* [Goal]: The required output is the block of lines from the line with "Rebuild this screenshot" to the line with "const BLUE = '#0078d4';", endpoints included and pictures omitted.

* [Data shown]:
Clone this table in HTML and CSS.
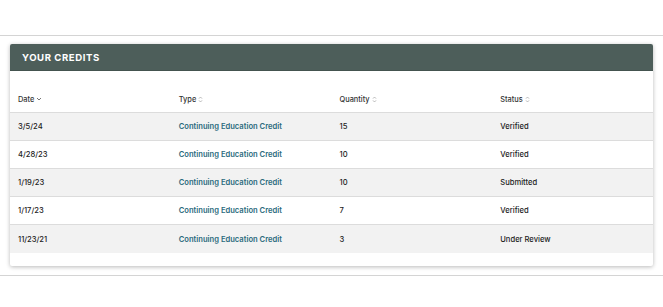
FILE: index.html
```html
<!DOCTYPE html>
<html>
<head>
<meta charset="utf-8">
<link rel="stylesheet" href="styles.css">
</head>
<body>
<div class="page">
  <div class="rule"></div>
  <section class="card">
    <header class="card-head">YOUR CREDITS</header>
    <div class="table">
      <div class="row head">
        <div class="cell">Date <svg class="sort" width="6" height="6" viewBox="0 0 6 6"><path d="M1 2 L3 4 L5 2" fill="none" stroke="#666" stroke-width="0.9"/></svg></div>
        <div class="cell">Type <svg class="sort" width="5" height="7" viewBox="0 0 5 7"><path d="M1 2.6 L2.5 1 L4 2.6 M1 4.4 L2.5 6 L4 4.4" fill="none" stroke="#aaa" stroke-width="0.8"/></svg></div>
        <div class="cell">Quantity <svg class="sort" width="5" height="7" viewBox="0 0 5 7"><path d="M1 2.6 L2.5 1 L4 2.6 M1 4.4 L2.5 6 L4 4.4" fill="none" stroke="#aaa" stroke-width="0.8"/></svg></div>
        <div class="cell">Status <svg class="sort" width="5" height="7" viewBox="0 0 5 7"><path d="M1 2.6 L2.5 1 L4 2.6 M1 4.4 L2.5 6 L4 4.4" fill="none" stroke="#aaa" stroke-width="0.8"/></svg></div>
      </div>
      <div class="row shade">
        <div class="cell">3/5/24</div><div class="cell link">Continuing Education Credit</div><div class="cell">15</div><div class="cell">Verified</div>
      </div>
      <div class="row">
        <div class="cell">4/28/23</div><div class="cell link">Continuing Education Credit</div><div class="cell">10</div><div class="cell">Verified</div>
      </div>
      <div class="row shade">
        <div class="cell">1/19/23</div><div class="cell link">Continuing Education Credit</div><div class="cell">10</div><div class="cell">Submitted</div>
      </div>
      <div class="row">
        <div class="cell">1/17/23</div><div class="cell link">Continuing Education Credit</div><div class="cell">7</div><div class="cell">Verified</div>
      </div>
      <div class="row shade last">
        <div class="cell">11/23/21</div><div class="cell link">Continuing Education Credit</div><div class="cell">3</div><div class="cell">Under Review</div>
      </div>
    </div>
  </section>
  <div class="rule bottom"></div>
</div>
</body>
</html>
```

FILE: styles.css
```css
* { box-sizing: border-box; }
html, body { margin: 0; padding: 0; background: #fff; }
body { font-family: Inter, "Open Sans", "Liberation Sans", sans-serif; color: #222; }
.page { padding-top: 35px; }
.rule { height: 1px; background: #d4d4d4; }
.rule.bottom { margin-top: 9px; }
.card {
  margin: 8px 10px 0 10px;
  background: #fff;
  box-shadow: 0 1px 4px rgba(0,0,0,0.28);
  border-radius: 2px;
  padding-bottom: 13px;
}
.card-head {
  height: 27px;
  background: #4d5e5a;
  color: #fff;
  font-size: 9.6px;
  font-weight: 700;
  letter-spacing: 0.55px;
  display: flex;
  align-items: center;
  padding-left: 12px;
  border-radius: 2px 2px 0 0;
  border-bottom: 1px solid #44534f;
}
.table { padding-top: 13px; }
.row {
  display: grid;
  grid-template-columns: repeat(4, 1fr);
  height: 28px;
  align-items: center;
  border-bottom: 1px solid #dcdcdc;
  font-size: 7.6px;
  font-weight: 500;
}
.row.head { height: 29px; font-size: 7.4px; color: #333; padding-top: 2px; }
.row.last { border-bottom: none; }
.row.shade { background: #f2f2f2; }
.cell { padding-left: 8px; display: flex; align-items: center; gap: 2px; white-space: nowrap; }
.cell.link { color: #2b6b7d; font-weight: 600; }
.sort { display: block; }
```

--

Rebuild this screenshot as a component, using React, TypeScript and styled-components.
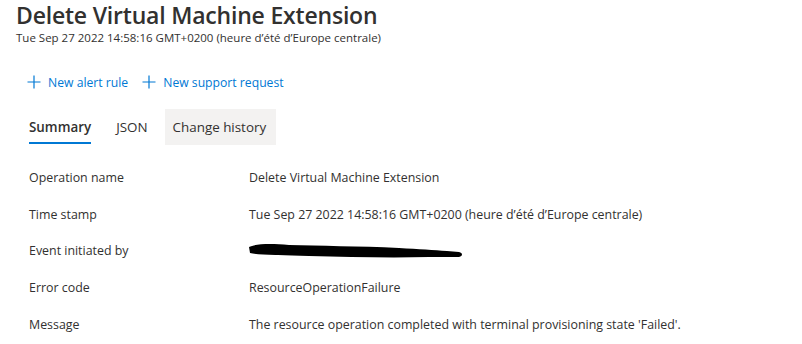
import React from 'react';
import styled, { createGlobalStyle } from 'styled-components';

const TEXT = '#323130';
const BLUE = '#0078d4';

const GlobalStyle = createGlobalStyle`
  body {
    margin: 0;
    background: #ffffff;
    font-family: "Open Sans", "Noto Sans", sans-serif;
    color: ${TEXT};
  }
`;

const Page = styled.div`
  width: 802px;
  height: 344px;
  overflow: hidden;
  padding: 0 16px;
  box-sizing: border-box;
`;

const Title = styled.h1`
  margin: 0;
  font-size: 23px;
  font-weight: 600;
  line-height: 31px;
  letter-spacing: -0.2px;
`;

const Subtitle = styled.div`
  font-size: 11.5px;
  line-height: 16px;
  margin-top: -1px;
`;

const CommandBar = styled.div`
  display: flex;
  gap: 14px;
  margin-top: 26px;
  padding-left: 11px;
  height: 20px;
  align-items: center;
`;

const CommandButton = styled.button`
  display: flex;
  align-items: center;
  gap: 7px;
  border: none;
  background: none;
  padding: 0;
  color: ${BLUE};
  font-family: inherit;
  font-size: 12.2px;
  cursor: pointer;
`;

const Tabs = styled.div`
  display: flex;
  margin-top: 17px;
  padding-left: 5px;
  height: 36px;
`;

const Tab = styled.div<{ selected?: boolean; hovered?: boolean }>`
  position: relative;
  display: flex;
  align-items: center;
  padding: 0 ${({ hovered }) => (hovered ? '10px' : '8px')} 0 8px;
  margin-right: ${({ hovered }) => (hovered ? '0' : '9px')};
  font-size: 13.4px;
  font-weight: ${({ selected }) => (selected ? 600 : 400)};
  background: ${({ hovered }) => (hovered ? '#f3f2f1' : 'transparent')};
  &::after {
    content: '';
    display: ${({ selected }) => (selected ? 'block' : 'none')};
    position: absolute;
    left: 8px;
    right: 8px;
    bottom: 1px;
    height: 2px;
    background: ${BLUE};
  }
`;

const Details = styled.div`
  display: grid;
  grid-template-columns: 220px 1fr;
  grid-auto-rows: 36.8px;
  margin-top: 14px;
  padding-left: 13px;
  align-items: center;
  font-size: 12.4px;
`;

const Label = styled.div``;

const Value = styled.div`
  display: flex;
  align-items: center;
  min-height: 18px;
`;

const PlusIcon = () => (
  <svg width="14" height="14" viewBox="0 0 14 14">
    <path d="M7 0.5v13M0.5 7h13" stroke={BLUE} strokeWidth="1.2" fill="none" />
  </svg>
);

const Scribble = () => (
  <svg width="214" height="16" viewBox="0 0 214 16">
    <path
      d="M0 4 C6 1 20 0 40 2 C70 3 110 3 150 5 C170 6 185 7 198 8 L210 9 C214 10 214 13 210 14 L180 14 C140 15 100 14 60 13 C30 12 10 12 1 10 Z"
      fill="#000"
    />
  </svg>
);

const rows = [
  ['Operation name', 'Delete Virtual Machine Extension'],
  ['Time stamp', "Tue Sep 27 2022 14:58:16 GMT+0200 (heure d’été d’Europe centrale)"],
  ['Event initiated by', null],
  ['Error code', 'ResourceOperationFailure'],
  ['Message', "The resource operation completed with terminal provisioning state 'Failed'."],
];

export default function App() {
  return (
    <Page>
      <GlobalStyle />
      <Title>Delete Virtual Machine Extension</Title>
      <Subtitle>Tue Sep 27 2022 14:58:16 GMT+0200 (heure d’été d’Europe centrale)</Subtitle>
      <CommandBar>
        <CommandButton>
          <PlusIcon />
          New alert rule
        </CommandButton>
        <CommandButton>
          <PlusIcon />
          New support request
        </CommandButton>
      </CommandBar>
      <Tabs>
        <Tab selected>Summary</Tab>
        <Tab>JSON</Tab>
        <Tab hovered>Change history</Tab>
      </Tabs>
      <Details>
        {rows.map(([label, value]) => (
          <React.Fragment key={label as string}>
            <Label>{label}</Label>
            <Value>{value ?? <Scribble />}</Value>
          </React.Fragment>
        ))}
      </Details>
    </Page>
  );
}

* [Complete response]:
Rebuild this screenshot as a component, using React, TypeScript and styled-components.
import React from 'react';
import styled, { createGlobalStyle } from 'styled-components';

const TEXT = '#323130';
const BLUE = '#0078d4';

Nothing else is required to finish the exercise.